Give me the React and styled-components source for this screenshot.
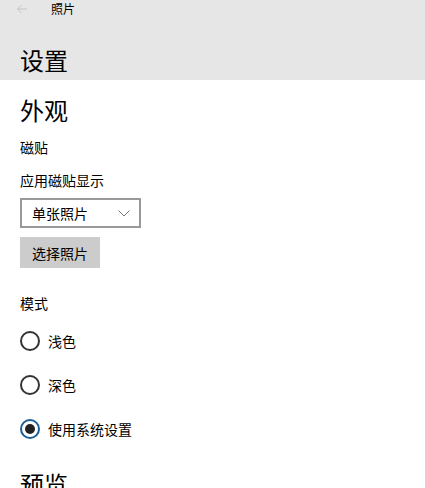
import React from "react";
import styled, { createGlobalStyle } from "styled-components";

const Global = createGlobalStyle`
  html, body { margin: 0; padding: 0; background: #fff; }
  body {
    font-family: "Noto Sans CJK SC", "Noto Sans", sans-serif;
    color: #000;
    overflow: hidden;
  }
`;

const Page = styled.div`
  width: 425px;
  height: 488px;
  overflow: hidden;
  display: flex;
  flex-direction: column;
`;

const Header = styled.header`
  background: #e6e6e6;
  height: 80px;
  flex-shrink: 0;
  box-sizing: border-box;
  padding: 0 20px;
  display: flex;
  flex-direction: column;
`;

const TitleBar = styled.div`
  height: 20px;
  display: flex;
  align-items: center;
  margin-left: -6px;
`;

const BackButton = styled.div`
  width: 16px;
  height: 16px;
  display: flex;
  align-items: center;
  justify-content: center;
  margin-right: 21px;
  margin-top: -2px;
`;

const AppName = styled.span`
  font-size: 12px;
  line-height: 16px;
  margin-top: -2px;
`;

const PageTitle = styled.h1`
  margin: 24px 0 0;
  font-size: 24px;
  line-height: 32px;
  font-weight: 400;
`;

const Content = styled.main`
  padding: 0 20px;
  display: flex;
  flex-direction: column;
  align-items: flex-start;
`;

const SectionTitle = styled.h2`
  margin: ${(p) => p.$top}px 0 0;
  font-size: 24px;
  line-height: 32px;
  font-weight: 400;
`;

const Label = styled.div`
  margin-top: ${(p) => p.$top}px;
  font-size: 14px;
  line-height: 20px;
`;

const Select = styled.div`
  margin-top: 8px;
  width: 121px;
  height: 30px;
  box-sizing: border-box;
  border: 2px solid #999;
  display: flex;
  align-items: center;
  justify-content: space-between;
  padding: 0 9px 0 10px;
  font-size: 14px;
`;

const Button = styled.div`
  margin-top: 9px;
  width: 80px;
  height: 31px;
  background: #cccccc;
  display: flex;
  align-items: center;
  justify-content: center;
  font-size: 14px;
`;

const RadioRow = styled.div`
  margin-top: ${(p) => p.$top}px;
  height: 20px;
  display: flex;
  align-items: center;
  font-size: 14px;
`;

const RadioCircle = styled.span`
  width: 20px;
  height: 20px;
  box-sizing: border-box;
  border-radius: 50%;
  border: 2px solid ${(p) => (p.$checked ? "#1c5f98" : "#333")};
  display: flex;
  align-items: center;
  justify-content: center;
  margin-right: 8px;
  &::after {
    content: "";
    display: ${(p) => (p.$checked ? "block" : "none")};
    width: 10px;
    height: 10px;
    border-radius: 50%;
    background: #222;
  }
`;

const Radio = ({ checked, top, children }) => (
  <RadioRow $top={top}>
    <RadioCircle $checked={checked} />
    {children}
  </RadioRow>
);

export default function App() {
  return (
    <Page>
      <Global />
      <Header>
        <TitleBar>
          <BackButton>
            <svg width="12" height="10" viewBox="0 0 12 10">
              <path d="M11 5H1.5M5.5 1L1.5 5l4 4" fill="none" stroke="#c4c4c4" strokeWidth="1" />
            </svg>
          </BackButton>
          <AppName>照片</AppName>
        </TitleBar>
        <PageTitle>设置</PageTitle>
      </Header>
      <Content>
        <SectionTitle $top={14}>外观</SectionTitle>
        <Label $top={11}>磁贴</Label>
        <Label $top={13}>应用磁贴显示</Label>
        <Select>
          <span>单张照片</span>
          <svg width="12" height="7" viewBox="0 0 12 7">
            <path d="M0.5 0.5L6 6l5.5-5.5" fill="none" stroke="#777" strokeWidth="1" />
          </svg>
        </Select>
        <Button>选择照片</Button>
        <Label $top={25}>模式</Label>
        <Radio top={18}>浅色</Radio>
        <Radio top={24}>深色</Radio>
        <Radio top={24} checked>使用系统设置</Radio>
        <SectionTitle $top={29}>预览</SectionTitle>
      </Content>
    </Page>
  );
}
::::::::::
## Written exercise
The listing above needs to be output again exactly. Don't include the pictures.

## Correct response
Give me the React and styled-components source for this screenshot.
import React from "react";
import styled, { createGlobalStyle } from "styled-components";

const Global = createGlobalStyle`
  html, body { margin: 0; padding: 0; background: #fff; }
  body {
    font-family: "Noto Sans CJK SC", "Noto Sans", sans-serif;
    color: #000;
    overflow: hidden;
  }
`;

const Page = styled.div`
  width: 425px;
  height: 488px;
  overflow: hidden;
  display: flex;
  flex-direction: column;
`;

const Header = styled.header`
  background: #e6e6e6;
  height: 80px;
  flex-shrink: 0;
  box-sizing: border-box;
  padding: 0 20px;
  display: flex;
  flex-direction: column;
`;

const TitleBar = styled.div`
  height: 20px;
  display: flex;
  align-items: center;
  margin-left: -6px;
`;

const BackButton = styled.div`
  width: 16px;
  height: 16px;
  display: flex;
  align-items: center;
  justify-content: center;
  margin-right: 21px;
  margin-top: -2px;
`;

const AppName = styled.span`
  font-size: 12px;
  line-height: 16px;
  margin-top: -2px;
`;

const PageTitle = styled.h1`
  margin: 24px 0 0;
  font-size: 24px;
  line-height: 32px;
  font-weight: 400;
`;

const Content = styled.main`
  padding: 0 20px;
  display: flex;
  flex-direction: column;
  align-items: flex-start;
`;

const SectionTitle = styled.h2`
  margin: ${(p) => p.$top}px 0 0;
  font-size: 24px;
  line-height: 32px;
  font-weight: 400;
`;

const Label = styled.div`
  margin-top: ${(p) => p.$top}px;
  font-size: 14px;
  line-height: 20px;
`;

const Select = styled.div`
  margin-top: 8px;
  width: 121px;
  height: 30px;
  box-sizing: border-box;
  border: 2px solid #999;
  display: flex;
  align-items: center;
  justify-content: space-between;
  padding: 0 9px 0 10px;
  font-size: 14px;
`;

const Button = styled.div`
  margin-top: 9px;
  width: 80px;
  height: 31px;
  background: #cccccc;
  display: flex;
  align-items: center;
  justify-content: center;
  font-size: 14px;
`;

const RadioRow = styled.div`
  margin-top: ${(p) => p.$top}px;
  height: 20px;
  display: flex;
  align-items: center;
  font-size: 14px;
`;

const RadioCircle = styled.span`
  width: 20px;
  height: 20px;
  box-sizing: border-box;
  border-radius: 50%;
  border: 2px solid ${(p) => (p.$checked ? "#1c5f98" : "#333")};
  display: flex;
  align-items: center;
  justify-content: center;
  margin-right: 8px;
  &::after {
    content: "";
    display: ${(p) => (p.$checked ? "block" : "none")};
    width: 10px;
    height: 10px;
    border-radius: 50%;
    background: #222;
  }
`;

const Radio = ({ checked, top, children }) => (
  <RadioRow $top={top}>
    <RadioCircle $checked={checked} />
    {children}
  </RadioRow>
);

export default function App() {
  return (
    <Page>
      <Global />
      <Header>
        <TitleBar>
          <BackButton>
            <svg width="12" height="10" viewBox="0 0 12 10">
              <path d="M11 5H1.5M5.5 1L1.5 5l4 4" fill="none" stroke="#c4c4c4" strokeWidth="1" />
            </svg>
          </BackButton>
          <AppName>照片</AppName>
        </TitleBar>
        <PageTitle>设置</PageTitle>
      </Header>
      <Content>
        <SectionTitle $top={14}>外观</SectionTitle>
        <Label $top={11}>磁贴</Label>
        <Label $top={13}>应用磁贴显示</Label>
        <Select>
          <span>单张照片</span>
          <svg width="12" height="7" viewBox="0 0 12 7">
            <path d="M0.5 0.5L6 6l5.5-5.5" fill="none" stroke="#777" strokeWidth="1" />
          </svg>
        </Select>
        <Button>选择照片</Button>
        <Label $top={25}>模式</Label>
        <Radio top={18}>浅色</Radio>
        <Radio top={24}>深色</Radio>
        <Radio top={24} checked>使用系统设置</Radio>
        <SectionTitle $top={29}>预览</SectionTitle>
      </Content>
    </Page>
  );
}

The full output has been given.